The Morning Report
Get the news and information you need to take on the day.
The new chief of the San Diego Regional Water Quality Control Board has to deal with a lot of you-know-what. Along with litter, dirt and all the other gross things that end up in local waterways.
In this weekend’s question-and-answer interview, we talked to Dave Gibson about buried pollution in the bay, U.S.-bound trash from Tijuana and whether self-monitoring is the same as foxes guarding the (polluted) henhouse.
He also has a blunt answer about whether he’d eat fish caught in the San Diego Bay.
- “In a clear sign that District Attorney Bonnie Dumanis has lost the support of cops and deputies, an umbrella group for 22 San Diego County law enforcement unions overwhelmingly rejected her request for an endorsement,” we report.
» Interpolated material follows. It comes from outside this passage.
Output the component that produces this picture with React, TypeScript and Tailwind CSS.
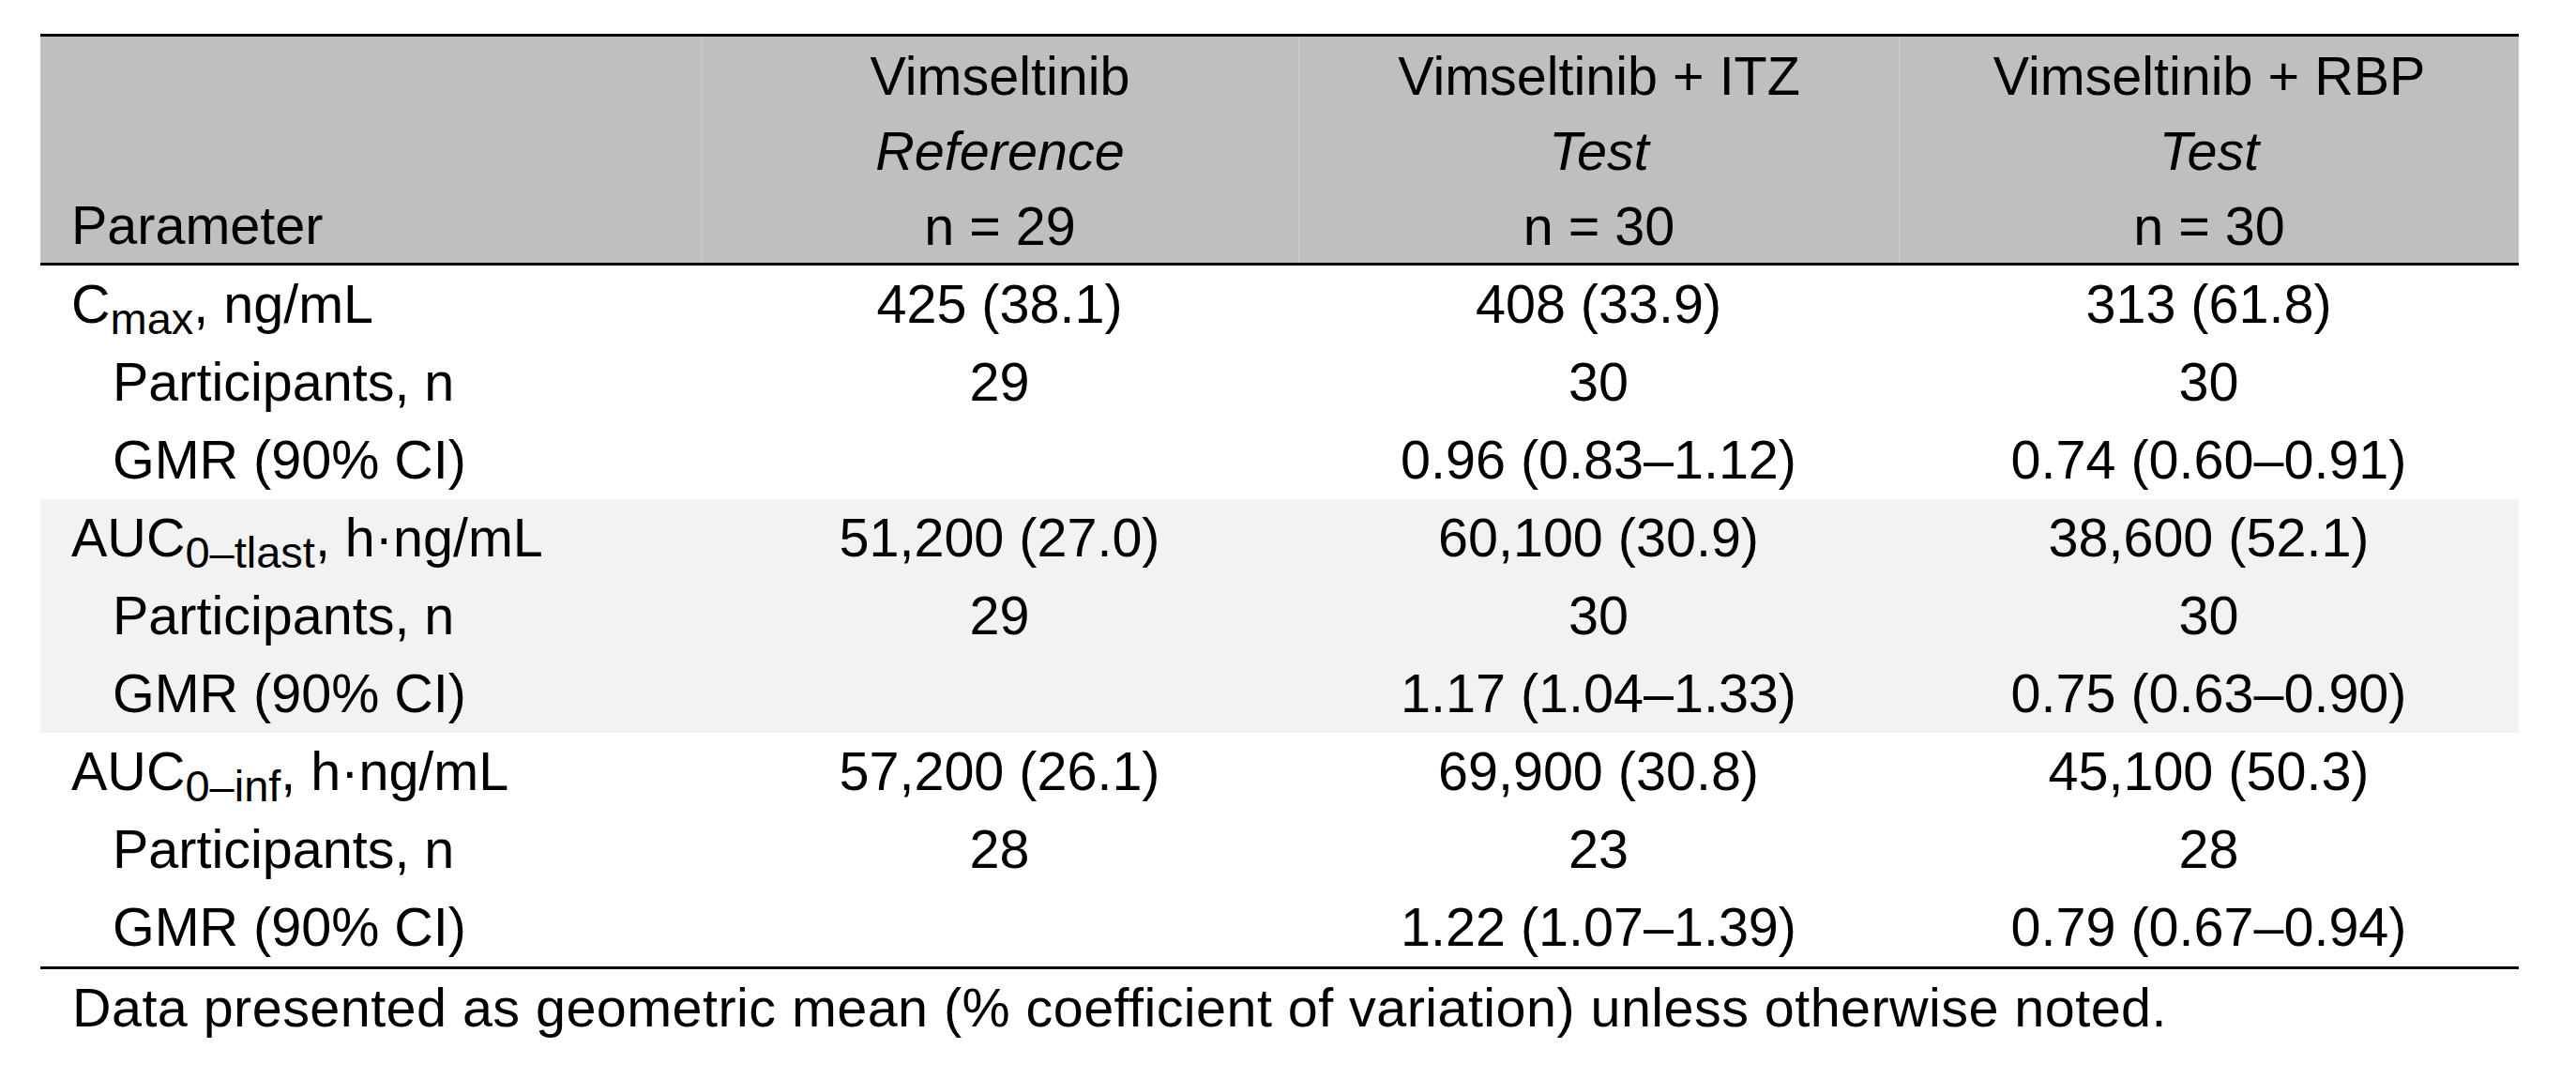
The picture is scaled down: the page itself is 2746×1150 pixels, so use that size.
type Row = {
  label: React.ReactNode;
  indent?: boolean;
  values: string[];
};

type Group = {
  shaded?: boolean;
  rows: Row[];
};

const Sub = ({ children }: { children: React.ReactNode }) => (
  <span className="text-[47px] relative top-[12px] leading-none">{children}</span>
);

const groups: Group[] = [
  {
    rows: [
      {
        label: (
          <>
            C<Sub>max</Sub>, ng/mL
          </>
        ),
        values: ["425 (38.1)", "408 (33.9)", "313 (61.8)"],
      },
      { label: "Participants, n", indent: true, values: ["29", "30", "30"] },
      { label: "GMR (90% CI)", indent: true, values: ["", "0.96 (0.83–1.12)", "0.74 (0.60–0.91)"] },
    ],
  },
  {
    shaded: true,
    rows: [
      {
        label: (
          <>
            AUC<Sub>0–tlast</Sub>, h·ng/mL
          </>
        ),
        values: ["51,200 (27.0)", "60,100 (30.9)", "38,600 (52.1)"],
      },
      { label: "Participants, n", indent: true, values: ["29", "30", "30"] },
      { label: "GMR (90% CI)", indent: true, values: ["", "1.17 (1.04–1.33)", "0.75 (0.63–0.90)"] },
    ],
  },
  {
    rows: [
      {
        label: (
          <>
            AUC<Sub>0–inf</Sub>, h·ng/mL
          </>
        ),
        values: ["57,200 (26.1)", "69,900 (30.8)", "45,100 (50.3)"],
      },
      { label: "Participants, n", indent: true, values: ["28", "23", "28"] },
      { label: "GMR (90% CI)", indent: true, values: ["", "1.22 (1.07–1.39)", "0.79 (0.67–0.94)"] },
    ],
  },
];

const heads = [
  { name: "Vimseltinib", role: "Reference", n: "n = 29" },
  { name: "Vimseltinib + ITZ", role: "Test", n: "n = 30" },
  { name: "Vimseltinib + RBP", role: "Test", n: "n = 30" },
];

const cols = "grid grid-cols-[704px_637px_640px_661px]";

const App = () => {
  return (
    <div className="w-[2746px] h-[1150px] bg-white text-black pt-[36px] pl-[43px] font-['Liberation_Sans',Arial,Helvetica,sans-serif] text-[57.5px]">
      <div className="w-[2642px]">
        {/* header */}
        <div className={`${cols} bg-[#bfbfbf] border-t-[3px] border-b-[3px] border-black`}>
          <div className="h-[241px] pt-[2px] pl-[33px] flex flex-col justify-end leading-[80px]">
            <span>Parameter</span>
          </div>
          {heads.map((h) => (
            <div
              key={h.name}
              className="h-[241px] pt-[2px] flex flex-col items-center leading-[80px] border-l border-[#cecece]"
            >
              <span>{h.name}</span>
              <span className="italic">{h.role}</span>
              <span>{h.n}</span>
            </div>
          ))}
        </div>

        {/* body */}
        <div className="border-b-[3px] border-black">
          {groups.map((g, gi) => (
            <div key={gi} className={g.shaded ? "bg-[#f2f2f2]" : ""}>
              {g.rows.map((r, ri) => (
                <div key={ri} className={`${cols} h-[83px] leading-[83px] whitespace-nowrap`}>
                  <div className={r.indent ? "pl-[77px]" : "pl-[33px]"}>{r.label}</div>
                  {r.values.map((v, vi) => (
                    <div key={vi} className="text-center">
                      {v}
                    </div>
                  ))}
                </div>
              ))}
            </div>
          ))}
        </div>

        <p className="pl-[34px] leading-[83px] whitespace-nowrap tracking-[0.45px]">
          Data presented as geometric mean (% coefficient of variation) unless otherwise noted.
        </p>
      </div>
    </div>
  );
};

export default App;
It seems that Dumanis disappointed cops in a couple high-profile cases. Dumanis, however, has no opponent so far in the upcoming election.
- So did more than one San Diego school board member really want to get rid of the superintendent job? Depends on which local commentator you ask: Geez Louise, of course they weren’t, says one. Pshaw and fiddlesticks, says another. (These are rough translations.)
Whatever the case, the idea is a non-starter, although it sure got plenty of attention. (“Everyone who cares about San Diego’s future should be alarmed,” hyperventilated the U-T in an editorial that failed to accurately predict what would happen. A U-T columnist boldly hints that the edtiorial made board members change their minds.)
- Which local politician should you be the most afraid of messing with? Some might say County Supervisor Dianne Jacob. As columnist Scott Lewis writes, “she has a penchant for getting fierce with the very wealthy and powerful.”
- In a quick interview with Lewis, Jacob discloses the top problem she’d fix immediately in East County (it may surprise you), anticipates a big year in solar energy in the region (who knew?), and takes SDG&E to the woodshed for a thwacking. She also punts (just about literally) on a question about the most inspiring local leader.
- The Photo of the Day is a 2008 shot of two people communicating through a fence at Border Field State Park. If these folks have a case of the “Lovesick Blues,” today’s photo soundtrack by Patsy Cline is appropriate.
Elsewhere:
You’ve heard of the royal “we”? Meet the county supervisorial “I.”
County Supervisor Bill Horn tells the U-T that he mixed up pronouns — referring to his staff as “I” — in a now-infamous comment to an NCT reporter that set off a giant flap over whether he wrongly talked to a developer before a big vote on a housing development. He tells the NCT something similar.
Critics want an investigation. If it happens, it looks like it’ll hinge on the definition of what “I” is.
The development, by the way, has a new lease on life, at least for the moment: County Supervisor Ron Roberts wants the board to take another look at it after a tie vote (when he was out of town) and those accusations of Horn shenanigans. (NCT)
The Coffee Collection: Stories to read over a cup of joe
An Innie Instead of an Outie: San Diego school leaders would like their next superintendent to stick around for more than, say, an afternoon. Talk about high expectations! So what needs to change?
Batter Up: The business of doughnuts is crumbling, and local Cambodians have the most at stake.
(The writer of these stories, by the way, says he’s eaten something like nine doughnuts this week and thinks that’s a lot. Amateur!)
Quote of the Week: “You think we wanted to do this? We did this because when we came, we had to find something to do, and this is what we were able to learn from our friends and family.” — Chy Yam, owner of North Park’s Golden Donut, where the Morning Report went the other night after reading too darned much about doughnuts already.